-- TASK TO COMPLETE --
Exclude images, then output the remaining data verbatim.

-- MATERIAL PROVIDED --
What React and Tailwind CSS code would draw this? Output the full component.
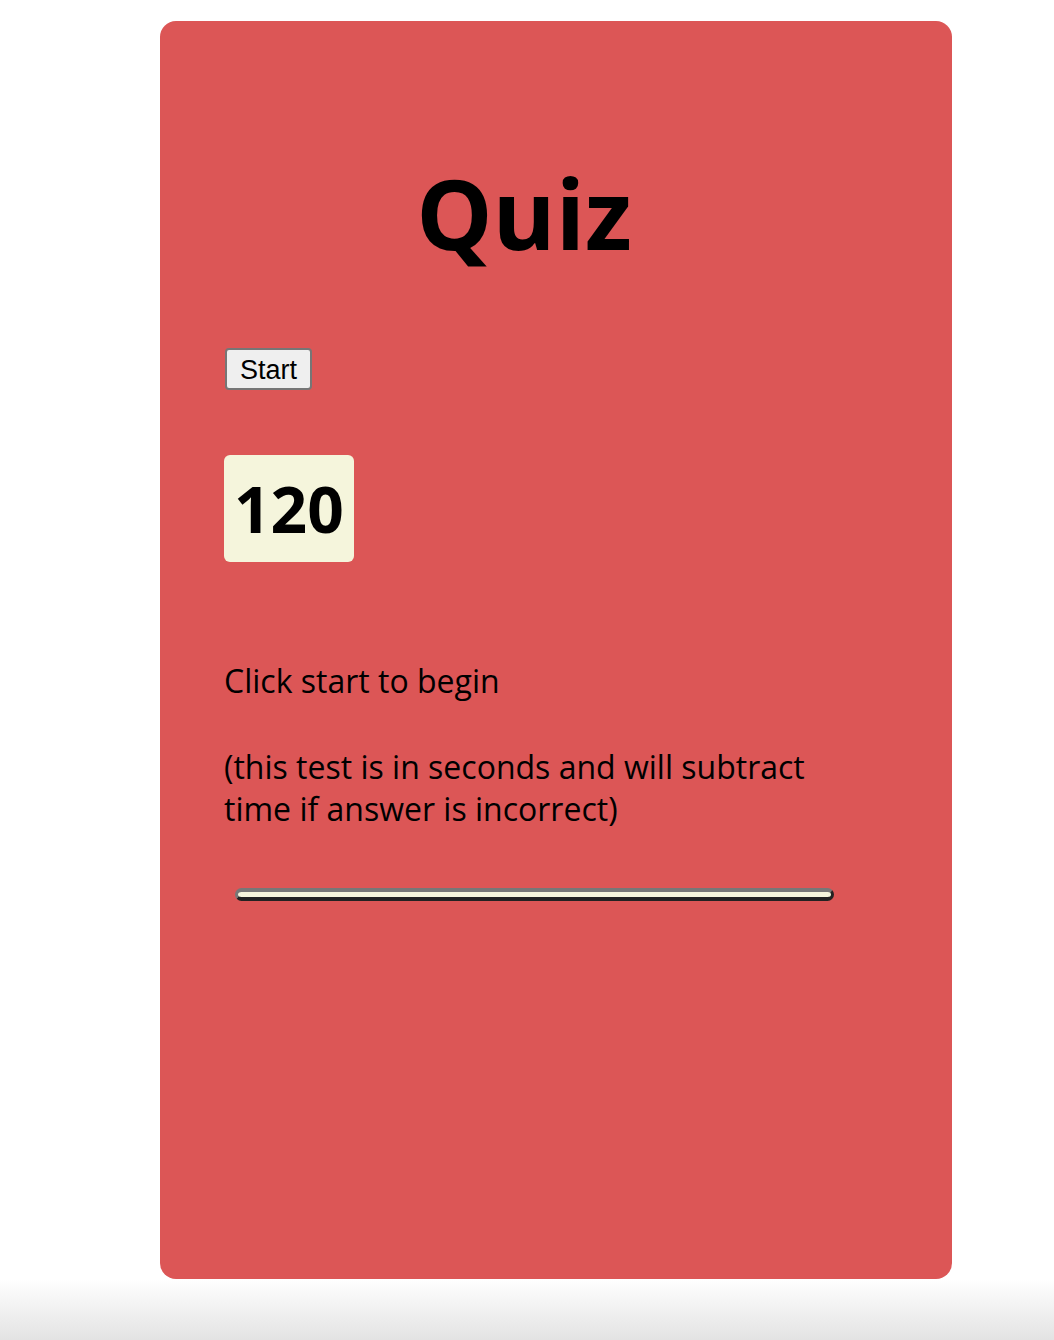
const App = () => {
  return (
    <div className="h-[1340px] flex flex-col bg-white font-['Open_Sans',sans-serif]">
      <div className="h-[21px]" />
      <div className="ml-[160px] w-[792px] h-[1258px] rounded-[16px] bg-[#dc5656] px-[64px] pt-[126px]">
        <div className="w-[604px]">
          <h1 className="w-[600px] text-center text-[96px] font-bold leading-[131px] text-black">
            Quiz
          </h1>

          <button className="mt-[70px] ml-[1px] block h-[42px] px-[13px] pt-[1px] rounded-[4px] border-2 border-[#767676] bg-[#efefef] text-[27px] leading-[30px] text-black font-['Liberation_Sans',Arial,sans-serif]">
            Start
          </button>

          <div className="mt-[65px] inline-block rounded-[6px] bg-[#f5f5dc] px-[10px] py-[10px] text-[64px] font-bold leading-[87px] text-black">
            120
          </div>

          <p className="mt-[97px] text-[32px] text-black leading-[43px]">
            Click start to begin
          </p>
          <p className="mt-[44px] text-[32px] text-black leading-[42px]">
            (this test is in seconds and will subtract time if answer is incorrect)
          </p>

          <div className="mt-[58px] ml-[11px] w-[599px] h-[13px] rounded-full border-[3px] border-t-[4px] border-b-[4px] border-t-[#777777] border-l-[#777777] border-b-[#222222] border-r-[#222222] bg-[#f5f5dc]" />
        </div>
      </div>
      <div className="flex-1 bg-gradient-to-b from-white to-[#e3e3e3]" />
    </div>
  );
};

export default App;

-- WRITTEN SOLUTION --
What React and Tailwind CSS code would draw this? Output the full component.
const App = () => {
  return (
    <div className="h-[1340px] flex flex-col bg-white font-['Open_Sans',sans-serif]">
      <div className="h-[21px]" />
      <div className="ml-[160px] w-[792px] h-[1258px] rounded-[16px] bg-[#dc5656] px-[64px] pt-[126px]">
        <div className="w-[604px]">
          <h1 className="w-[600px] text-center text-[96px] font-bold leading-[131px] text-black">
            Quiz
          </h1>

          <button className="mt-[70px] ml-[1px] block h-[42px] px-[13px] pt-[1px] rounded-[4px] border-2 border-[#767676] bg-[#efefef] text-[27px] leading-[30px] text-black font-['Liberation_Sans',Arial,sans-serif]">
            Start
          </button>

          <div className="mt-[65px] inline-block rounded-[6px] bg-[#f5f5dc] px-[10px] py-[10px] text-[64px] font-bold leading-[87px] text-black">
            120
          </div>

          <p className="mt-[97px] text-[32px] text-black leading-[43px]">
            Click start to begin
          </p>
          <p className="mt-[44px] text-[32px] text-black leading-[42px]">
            (this test is in seconds and will subtract time if answer is incorrect)
          </p>

          <div className="mt-[58px] ml-[11px] w-[599px] h-[13px] rounded-full border-[3px] border-t-[4px] border-b-[4px] border-t-[#777777] border-l-[#777777] border-b-[#222222] border-r-[#222222] bg-[#f5f5dc]" />
        </div>
      </div>
      <div className="flex-1 bg-gradient-to-b from-white to-[#e3e3e3]" />
    </div>
  );
};

export default App;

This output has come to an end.